SoxRS-mediated regulation of chemotrophic sulfur oxidation in Paracoccus pantotrophus

Abstract

Paracoccus pantotrophus GB17 requires thiosulfate for induction of the sulfur-oxidizing (Sox) enzyme system. The soxRS genes are divergently oriented to the soxVWXYZA-H genes. soxR predicts a transcriptional regulator of the ArsR family and soxS a periplasmic thioredoxin. The homogenate mutant GBOmegaS carrying a disruption of soxS by the Omega-kanamycin-resistance-encoding interposon expressed a low thiosulfate-oxidizing activity under heterotrophic and mixotrophic growth conditions. This activity was repressed by complementation with soxR, suggesting that SoxR acts as a repressor and SoxS is essential for full expression. Sequence analysis uncovered operator characteristics in the intergenic regions soxS-soxV and soxW-soxX. In each region a transcription start site was identified by primer extension analysis.

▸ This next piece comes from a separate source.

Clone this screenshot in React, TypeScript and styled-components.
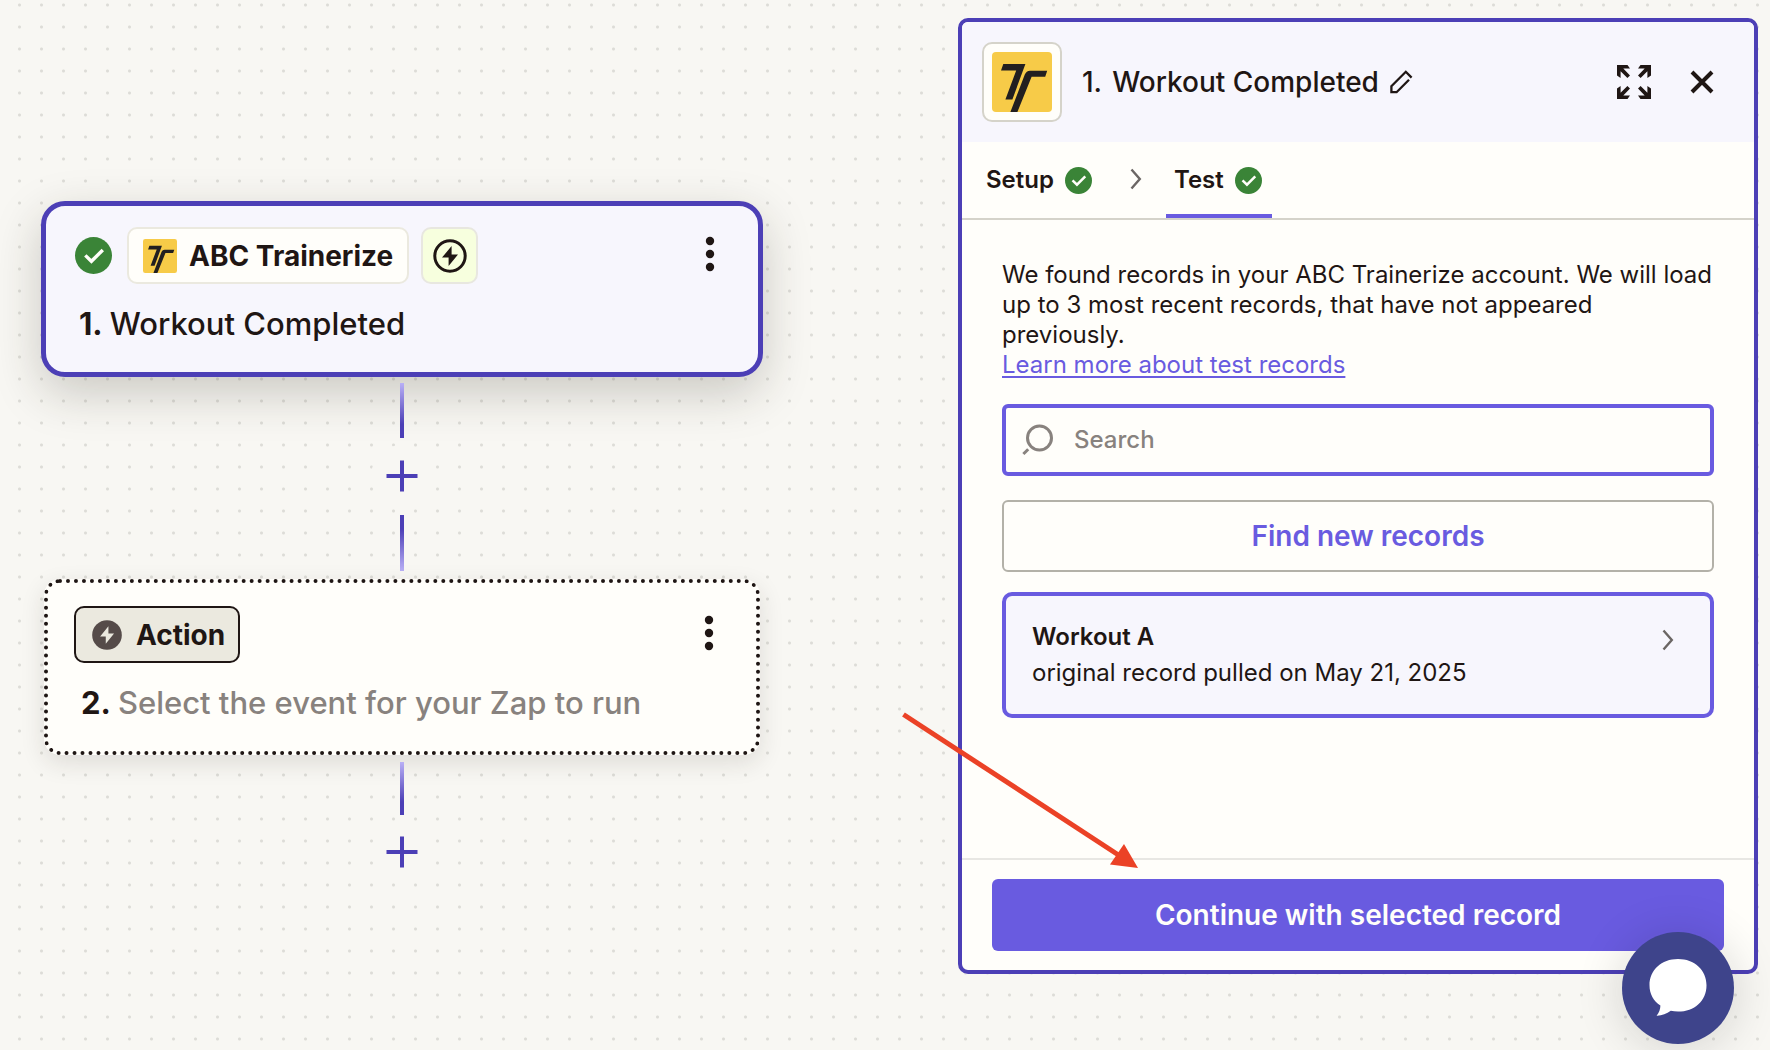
import React from "react";
import styled, { createGlobalStyle } from "styled-components";

const color = {
  canvas: "#f8f7f3",
  dot: "#dddcd7",
  surface: "#fffefa",
  tint: "#f7f6fd",
  ink: "#1f1614",
  muted: "#88827e",
  violet: "#695be0",
  indigo: "#4c3fb6",
  green: "#3a8437",
  line: "#d5d3ca",
};

const GlobalStyle = createGlobalStyle`
  *, *::before, *::after { box-sizing: border-box; }
  body {
    margin: 0;
    background: ${color.canvas};
    color: ${color.ink};
    font-family: Inter, "Liberation Sans", sans-serif;
  }
  button, input { font: inherit; color: inherit; }
  h1, h2, h3, p { margin: 0; }
  svg { display: block; flex: none; }
`;

const Page = styled.div`
  display: flex;
  align-items: flex-start;
  min-height: 100vh;
  background-image: radial-gradient(circle at 19.5px 5px, ${color.dot} 1px, transparent 2px);
  background-size: 22px 22px;
`;

const Canvas = styled.main`
  flex: 1 1 0;
  min-width: 0;
  padding: 201px 195px 0 41px;
`;

const Flow = styled.div`
  display: flex;
  flex-direction: column;
  align-items: center;
`;

const StepCard = styled.section<{ $selected?: boolean }>`
  width: ${(p) => (p.$selected ? "100%" : "calc(100% - 6px)")};
  padding: ${(p) => (p.$selected ? "21px 30px 28px 29px" : "23px 29px 28px 26px")};
  border: ${(p) => (p.$selected ? `5px solid ${color.indigo}` : `4px dotted ${color.ink}`)};
  border-radius: ${(p) => (p.$selected ? 24 : 16)}px;
  background: ${(p) => (p.$selected ? color.tint : color.surface)};
  box-shadow: ${(p) =>
    p.$selected ? "0 16px 48px rgba(40, 35, 25, 0.22)" : "0 8px 24px rgba(40, 35, 25, 0.12)"};
`;

const StepTop = styled.div`
  display: flex;
  align-items: center;
  gap: 12px;
`;

const StatusSlot = styled.span`
  margin-right: 3px;
`;

const Chip = styled.button<{ $dark?: boolean }>`
  display: flex;
  align-items: center;
  gap: ${(p) => (p.$dark ? 14 : 12)}px;
  height: 57px;
  padding: 0 ${(p) => (p.$dark ? 13 : 14)}px 0 ${(p) => (p.$dark ? 16 : 14)}px;
  border: 2px solid ${(p) => (p.$dark ? color.ink : "#ebe9df")};
  border-radius: 10px;
  background: ${(p) => (p.$dark ? "#ebe9df" : color.surface)};
  font-size: 28px;
  font-weight: 700;
  line-height: 36px;
  white-space: nowrap;
`;

const TriggerBadge = styled.span`
  display: grid;
  place-items: center;
  width: 57px;
  height: 57px;
  border: 2px solid #e8e7e0;
  border-radius: 10px;
  background: #f7ffde;
`;

const MenuButton = styled.button`
  display: grid;
  place-items: center;
  width: 36px;
  height: 53px;
  margin-left: auto;
  align-self: flex-start;
  padding: 0;
  border: 0;
  background: none;
`;

const StepTitle = styled.h2<{ $indent: number }>`
  display: flex;
  gap: 7px;
  margin-top: 20px;
  padding-left: ${(p) => p.$indent}px;
  font-size: 31px;
  font-weight: 500;
  line-height: 40px;
`;

const StepNumber = styled.span`
  font-weight: 700;
`;

const Placeholder = styled.span`
  color: ${color.muted};
`;

const Connector = styled.div<{ $up?: boolean; $last?: boolean }>`
  width: 4px;
  height: ${(p) => (p.$up ? 56 : p.$last ? 53 : 55)}px;
  margin: ${(p) => (p.$up ? "8px 0" : p.$last ? "7px 0 6px" : "6px 0 7px")};
  background: linear-gradient(
    ${(p) => (p.$up ? "to top" : "to bottom")},
    #b9b0f6,
    ${color.indigo} 75%
  );
`;

const AddButton = styled.button`
  display: grid;
  place-items: center;
  width: 62px;
  height: 62px;
  padding: 0;
  border: 0;
  border-radius: 50%;
  background: ${color.canvas};
`;

const Panel = styled.aside`
  position: relative;
  display: flex;
  flex-direction: column;
  flex: 0 1 800px;
  min-width: 0;
  min-height: calc(100vh - 94px);
  margin: 18px 12px 0 0;
  border: 4px solid ${color.indigo};
  border-radius: 10px;
  background: ${color.surface};
`;

const PanelHeader = styled.header`
  display: flex;
  align-items: center;
  height: 120px;
  padding: 0 30px 0 20px;
  border-radius: 6px 6px 0 0;
  background: ${color.tint};
`;

const AppTile = styled.span`
  display: grid;
  place-items: center;
  width: 80px;
  height: 80px;
  margin-right: 20px;
  border: 2px solid ${color.line};
  border-radius: 10px;
  background: ${color.surface};
`;

const PanelTitle = styled.h1`
  display: flex;
  gap: 10px;
  font-size: 28px;
  font-weight: 500;
  line-height: 36px;
  white-space: nowrap;
`;

const IconButton = styled.button`
  display: grid;
  place-items: center;
  width: 44px;
  height: 44px;
  padding: 0;
  border: 0;
  background: none;
`;

const HeaderActions = styled.div`
  display: flex;
  gap: 24px;
  margin-left: auto;
`;

const Tabs = styled.nav`
  display: flex;
  align-items: center;
  height: 78px;
  padding-left: 16px;
  border-bottom: 2px solid ${color.line};
`;

const Tab = styled.button<{ $active?: boolean }>`
  display: flex;
  align-items: center;
  gap: 11px;
  height: 76px;
  padding: 4px ${(p) => (p.$active ? 10 : 8)}px 0 8px;
  border: 0;
  border-bottom: 4px solid ${(p) => (p.$active ? color.violet : "transparent")};
  background: none;
  font-size: 24px;
  font-weight: 600;
  line-height: 30px;
`;

const TabArrow = styled.span`
  margin: 0 24px 2px 30px;
`;

const PanelBody = styled.div`
  flex: 1;
  padding: 40px;
`;

const Intro = styled.p`
  font-size: 24px;
  line-height: 30px;
`;

const Link = styled.a`
  display: inline-block;
  color: ${color.violet};
  text-decoration: underline;
  text-decoration-thickness: 2px;
  text-underline-offset: 3px;
`;

const SearchBox = styled.label`
  display: flex;
  align-items: center;
  gap: 18px;
  height: 72px;
  margin-top: 24px;
  padding: 0 16px;
  border: 4px solid ${color.violet};
  border-radius: 6px;
  background: ${color.surface};
`;

const SearchInput = styled.input`
  flex: 1;
  min-width: 0;
  padding: 0;
  border: 0;
  outline: 0;
  background: none;
  font-size: 24px;
  font-weight: 500;
  line-height: 30px;
  &::placeholder { color: ${color.muted}; opacity: 1; }
`;

const WideButton = styled.button<{ $primary?: boolean }>`
  width: 100%;
  height: 72px;
  padding: 0 0 0 ${(p) => (p.$primary ? 0 : 20)}px;
  border: ${(p) => (p.$primary ? "0" : "2px solid #b3b1a8")};
  border-radius: 6px;
  background: ${(p) => (p.$primary ? color.violet : color.surface)};
  color: ${(p) => (p.$primary ? "#fffefa" : color.violet)};
  font-size: 28px;
  font-weight: 600;
  line-height: 36px;
`;

const FindRow = styled.div`
  margin: 24px 0 20px;
`;

const RecordCard = styled.button`
  display: flex;
  justify-content: space-between;
  width: 100%;
  height: 126px;
  padding: 23px 36px 0 26px;
  border: 4px solid ${color.violet};
  border-radius: 10px;
  background: ${color.tint};
  font-size: 24px;
  line-height: 36px;
  text-align: left;
`;

const RecordText = styled.span`
  display: flex;
  flex-direction: column;
`;

const RecordName = styled.strong`
  font-weight: 600;
`;

const RecordArrow = styled.span`
  margin-top: 10px;
`;

const PanelFooter = styled.footer`
  padding: 19px 30px;
  border-top: 2px solid #e8e7e3;
`;

const Pointer = styled.svg`
  position: absolute;
  left: -64px;
  bottom: 96px;
  pointer-events: none;
`;

const ChatButton = styled.button`
  position: fixed;
  right: 36px;
  bottom: 6px;
  display: grid;
  place-items: center;
  width: 112px;
  height: 112px;
  padding: 0;
  border: 0;
  border-radius: 50%;
  background: #3e448b;
  box-shadow: 0 4px 48px rgba(20, 20, 20, 0.16);
`;

const AppLogo = ({ size }: { size: number }) => (
  <svg width={size} height={size} viewBox="0 0 60 60" aria-hidden="true">
    <rect width="60" height="60" rx="4" fill="#f7cb48" />
    <path
      d="M11.3 12H33.4L20.4 47.4H13.4L24.2 18.4H9Z M38 18.8H55.2L53.2 24.8H39.6L25.4 60H18.4L32.8 22.6Q34.4 18.8 38 18.8Z"
      fill="#221f20"
    />
  </svg>
);

const Check = ({ size }: { size: number }) => (
  <svg width={size} height={size} viewBox="0 0 37 37" aria-label="Complete" role="img">
    <circle cx="18.5" cy="18.5" r="18.5" fill={color.green} />
    <path d="M10.3 18.4L16.4 24.3L27.8 13" fill="none" stroke="#fffefa" strokeWidth="3.4" />
  </svg>
);

const Bolt = ({ filled }: { filled?: boolean }) =>
  filled ? (
    <svg width="30" height="30" viewBox="0 0 34 34" aria-hidden="true">
      <circle cx="17" cy="17" r="16.8" fill="#554b49" />
      <path d="M18.6 7L9.2 18.8H15.6V27L25 15.2H18.6Z" fill="#ebe9df" />
    </svg>
  ) : (
    <svg width="34" height="34" viewBox="0 0 34 34" aria-hidden="true">
      <circle cx="17" cy="17" r="15.2" fill="none" stroke={color.ink} strokeWidth="3" />
      <path d="M18.6 7L9 18.6H15.6V27L25 15.4H18.6Z" fill={color.ink} />
    </svg>
  );

const Kebab = () => (
  <svg width="10" height="36" viewBox="0 0 10 36" aria-hidden="true">
    {[5, 18, 31].map((y) => (
      <circle key={y} cx="5" cy={y} r="4.2" fill={color.ink} />
    ))}
  </svg>
);

const Plus = () => (
  <svg width="32" height="32" viewBox="0 0 32 32" aria-hidden="true">
    <path d="M16 0.5V31.5M0.5 16H31.5" stroke={color.indigo} strokeWidth="4" />
  </svg>
);

const Chevron = () => (
  <svg width="12" height="22" viewBox="0 0 12 22" aria-hidden="true">
    <path d="M1.5 1.5L9.8 11L1.5 20.5" fill="none" stroke="#6b6664" strokeWidth="2.4" />
  </svg>
);

const Pencil = () => (
  <svg width="24" height="24" viewBox="0 0 24 24" aria-hidden="true">
    <path
      d="M22.6 7.6L16.8 1.8L2.4 16.2V22.2H7.6L20 9.8"
      fill="none"
      stroke={color.ink}
      strokeWidth="2.3"
    />
  </svg>
);

const Expand = () => (
  <svg width="34" height="34" viewBox="0 0 34 34" aria-hidden="true">
    {[0, 90, 180, 270].map((turn) => (
      <g key={turn} transform={`rotate(${turn} 17 17)`}>
        <path d="M0 0H10.5L13 3.6H6.3L13 10.4L10.4 13L3.6 6.3V13L0 10.5Z" fill={color.ink} />
      </g>
    ))}
  </svg>
);

const Cross = () => (
  <svg width="24" height="24" viewBox="0 0 24 24" aria-hidden="true">
    <path d="M2 2L22 22M22 2L2 22" stroke={color.ink} strokeWidth="4" />
  </svg>
);

const Magnifier = () => (
  <svg width="34" height="34" viewBox="0 0 34 34" aria-hidden="true">
    <circle cx="17.5" cy="15" r="12" fill="none" stroke={color.muted} strokeWidth="3" />
    <path d="M6.2 26.2L1.4 31" stroke={color.muted} strokeWidth="3" />
  </svg>
);

const Bubble = () => (
  <svg width="58" height="58" viewBox="0 0 58 58" aria-hidden="true">
    <path
      d="M29 0C45.5 0 57.5 11 57.5 26.2C57.5 42 45.5 52.6 29 52.6C26.4 52.6 24 52.3 21.8 51.8C17.5 54.6 12.6 57 7.6 56.8C10.2 53.5 11.4 50 11.4 46.6C4.5 42 0.5 35 0.5 26.2C0.5 11 12.5 0 29 0Z"
      fill="#ffffff"
    />
  </svg>
);

export default function App() {
  return (
    <>
      <GlobalStyle />
      <Page>
        <Canvas>
          <Flow>
            <StepCard $selected>
              <StepTop>
                <StatusSlot>
                  <Check size={37} />
                </StatusSlot>
                <Chip type="button">
                  <AppLogo size={34} />
                  ABC Trainerize
                </Chip>
                <TriggerBadge>
                  <Bolt />
                </TriggerBadge>
                <MenuButton type="button" aria-label="Step 1 options">
                  <Kebab />
                </MenuButton>
              </StepTop>
              <StepTitle $indent={4}>
                <StepNumber>1.</StepNumber>
                <span>Workout Completed</span>
              </StepTitle>
            </StepCard>
            <Connector />
            <AddButton type="button" aria-label="Add step">
              <Plus />
            </AddButton>
            <Connector $up />
            <StepCard>
              <StepTop>
                <Chip type="button" $dark>
                  <Bolt filled />
                  Action
                </Chip>
                <MenuButton type="button" aria-label="Step 2 options">
                  <Kebab />
                </MenuButton>
              </StepTop>
              <StepTitle $indent={7}>
                <StepNumber>2.</StepNumber>
                <Placeholder>Select the event for your Zap to run</Placeholder>
              </StepTitle>
            </StepCard>
            <Connector $last />
            <AddButton type="button" aria-label="Add final step">
              <Plus />
            </AddButton>
          </Flow>
        </Canvas>

        <Panel>
          <PanelHeader>
            <AppTile>
              <AppLogo size={60} />
            </AppTile>
            <PanelTitle>
              <span>1.</span>
              <span>Workout Completed</span>
            </PanelTitle>
            <IconButton type="button" aria-label="Rename step">
              <Pencil />
            </IconButton>
            <HeaderActions>
              <IconButton type="button" aria-label="Expand panel">
                <Expand />
              </IconButton>
              <IconButton type="button" aria-label="Close panel">
                <Cross />
              </IconButton>
            </HeaderActions>
          </PanelHeader>
          <Tabs>
            <Tab type="button">
              Setup
              <Check size={27} />
            </Tab>
            <TabArrow>
              <Chevron />
            </TabArrow>
            <Tab type="button" $active>
              Test
              <Check size={27} />
            </Tab>
          </Tabs>
          <PanelBody>
            <Intro>
              We found records in your ABC Trainerize account. We will load up to 3 most recent
              records, that have not appeared previously.
              <br />
              <Link href="#test-records">Learn more about test records</Link>
            </Intro>
            <SearchBox>
              <Magnifier />
              <SearchInput type="search" placeholder="Search" aria-label="Search records" />
            </SearchBox>
            <FindRow>
              <WideButton type="button">Find new records</WideButton>
            </FindRow>
            <RecordCard type="button">
              <RecordText>
                <RecordName>Workout A</RecordName>
                <span>original record pulled on May 21, 2025</span>
              </RecordText>
              <RecordArrow>
                <Chevron />
              </RecordArrow>
            </RecordCard>
          </PanelBody>
          <PanelFooter>
            <WideButton type="button" $primary>
              Continue with selected record
            </WideButton>
          </PanelFooter>
          <Pointer width="248" height="164" viewBox="0 0 248 164" aria-hidden="true">
            <path d="M5.5 4.5L222 146" stroke="#eb4226" strokeWidth="5" />
            <path d="M226 134L240 158L212 154.5Z" fill="#eb4226" />
          </Pointer>
        </Panel>
      </Page>
      <ChatButton type="button" aria-label="Open chat">
        <Bubble />
      </ChatButton>
    </>
  );
}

Both regions were cloned into the vector pRI1 and transferred to P. pantotrophus. Strains harbouring pRI1 with soxS-soxV or soxW-soxX expressed the sox genes under heterotrophic conditions at a low rate, indicating repressor titration. Sequence analysis of SoxR suggested a helix-turn-helix (HTH) motif at position 87-108 and uncovered an invariant Cys-80 and a cysteine residue at the C-terminus. SoxR was overproduced in Escherichia coli with an N-terminal His6-tag and purified to near homogeneity. Electrophoretic gel mobility shift assays with SoxR retarded the soxS-soxV region as a single band while the soxW-soxX region revealed at least two protein-DNA complexes. These data demonstrated binding of SoxR to the relevant DNA. This is believed to be the first report of regulation of chemotrophic sulfur oxidation at the molecular level.